Mutual Information Example Calculation
Now, let’s consider two random variables ( X ) and ( Y ):
- ( X ): Whether it rains (0 = no, 1 = yes).
- ( Y ): Whether people carry an umbrella (0 = no, 1 = yes).
Data (Joint Distribution):
- Probability that it rains and people carry an umbrella: ( P(X=1, Y=1) = 0.4 ).
- Probability that it rains and people don’t carry an umbrella: ( P(X=1, Y=0) = 0.1 ).
- Probability that it doesn’t rain and people carry an umbrella: ( P(X=0, Y=1) = 0.1 ).

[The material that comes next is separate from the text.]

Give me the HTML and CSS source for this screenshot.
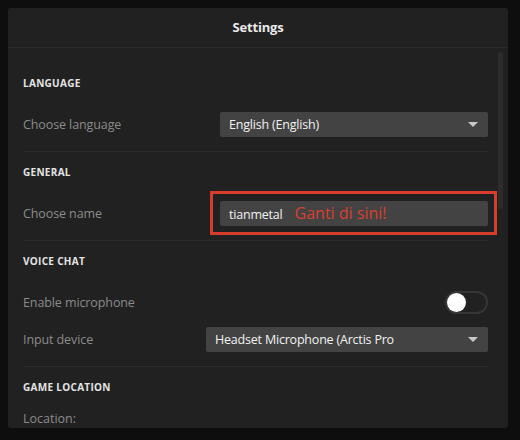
FILE: index.html
```html
<!DOCTYPE html>
<html>
<head>
<meta charset="utf-8">
<title>Settings</title>
<link rel="stylesheet" href="styles.css">
</head>
<body>
<div class="panel">
  <div class="panelHead">Settings</div>
  <div class="panelBody">
    <div class="section first">
      <h3>Language</h3>
      <div class="row">
        <span class="label">Choose language</span>
        <div class="select w268">English (English)<i class="caret"></i></div>
      </div>
    </div>
    <div class="section">
      <h3>General</h3>
      <div class="row">
        <span class="label">Choose name</span>
        <div class="input w268 marked">tianmetal<span class="hint">Ganti di sini!</span></div>
      </div>
    </div>
    <div class="section">
      <h3>Voice chat</h3>
      <div class="row">
        <span class="label">Enable microphone</span>
        <div class="toggle"><b></b></div>
      </div>
      <div class="row">
        <span class="label">Input device</span>
        <div class="select w282">Headset Microphone (Arctis Pro<i class="caret"></i></div>
      </div>
    </div>
    <div class="section last">
      <h3>Game location</h3>
      <div class="loc">Location:</div>
    </div>
    <div class="scroll"></div>
  </div>
</div>
</body>
</html>
```

FILE: styles.css
```css
html,body{margin:0;padding:0;}
body{background:#0e0e0e;font-family:"Open Sans","Noto Sans",sans-serif;padding:8px 12px 0 8px;height:432px;overflow:hidden;}
.panel{background:#212121;border-radius:3px;height:420px;overflow:hidden;}
.panelHead{height:39px;line-height:39px;text-align:center;color:#eaeaea;font-size:13px;font-weight:700;border-bottom:1px solid #2b2b2b;letter-spacing:-0.2px;}
.panelBody{position:relative;padding:0 20px 0 15px;}
.section{padding:13px 0 14px;border-bottom:1px solid #2b2b2b;}
.section.first{padding-top:28px;}
.section.last{border-bottom:0;}
.section h3{margin:0 0 22px;font-size:10px;line-height:14px;font-weight:700;text-transform:uppercase;color:#e4e4e4;letter-spacing:0.3px;}
.row{display:flex;justify-content:space-between;align-items:center;height:25px;}
.row + .row{margin-top:12px;}
.label{color:#8b8b8b;font-size:12.5px;letter-spacing:-0.1px;}
.select,.input{position:relative;box-sizing:border-box;height:25px;line-height:25px;background:#434343;border-radius:2px;padding-left:9px;color:#f2f2f2;font-size:12.5px;letter-spacing:-0.2px;}
.w268{width:268px;}
.w282{width:282px;}
.caret{position:absolute;right:10px;top:10px;width:0;height:0;border-left:5px solid transparent;border-right:5px solid transparent;border-top:5px solid #c8c8c8;}
.marked:after{content:"";position:absolute;left:-10px;top:-10px;right:-9px;bottom:-9px;border:3px solid #d83c2c;}
.hint{color:#d9402f;font-size:16px;margin-left:12px;letter-spacing:0;}
.toggle{box-sizing:border-box;width:43px;height:23px;border:2px solid #363636;border-radius:12px;display:flex;align-items:center;}
.toggle b{display:block;width:19px;height:19px;border-radius:50%;background:#fff;}
.loc{color:#8b8b8b;font-size:12.5px;line-height:18px;margin-top:-6px;}
.scroll{position:absolute;right:5px;top:4px;width:5px;height:157px;border-radius:3px;background:#2c2c2c;}
```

- Probability that it doesn’t rain and people don’t carry an umbrella: ( P(X=0, Y=0) = 0.4 ).
Marginal Probabilities:
- ( P(X=1) = P(X=1, Y=1) + P(X=1, Y=0) = 0.4 + 0.1 = 0.5 ) (Probability of rain).
- ( P(Y=1) = P(X=1, Y=1) + P(X=0, Y=1) = 0.4 + 0.1 = 0.5 ) (Probability of carrying an umbrella).
Mutual Information Calculation:
Mutual information ( I(X; Y) ) is calculated as:
$$
I(X; Y) = \sum_{x,y} P(x, y) \log \frac{P(x, y)}{P(x)P(y)}
$$
Let’s compute it step by step:
- For ( X=1, Y=1 ):
$$
P(X=1, Y=1) \log \frac{P(X=1, Y=1)}{P(X=1)P(Y=1)} = 0.4 \log \frac{0.4}{0.5 \times 0.5} = 0.4 \log \frac{0.4}{0.25} = 0.4 \log 1.6
$$
$$
= 0.4 \times 0.223 = 0.0892 \text{ bits}
$$ -
Similarly calculate for other combinations ( (X=1, Y=0) ), ( (X=0, Y=1) ), and ( (X=0, Y=0) ).
Summing these up gives you the total mutual information. Let’s do that:
- For ( X=1, Y=0 ): ( 0.1 \log \frac{0.1}{0.5 \times 0.5} = 0.1 \log 0.4 = -0.0602 ) bits.
- For ( X=0, Y=1 ): ( 0.1 \log \frac{0.1}{0.5 \times 0.5} = -0.0602 ) bits.
- For ( X=0, Y=0 ): ( 0.4 \log \frac{0.4}{0.5 \times 0.5} = 0.0892 ) bits.
Adding these up:
$$
I(X; Y) = 0.0892 – 0.0602 – 0.0602 + 0.0892 = 0.058 bits
$$
Summary
Cross-Entropy Example shows how much “wrongness” there is in predicting the value of a given variable.
Mutual Information Example shows how much knowing one variable can help in predicting the other.
That is, Cross-entropy is a measure of error, while mutual information measures the shared information between two variable.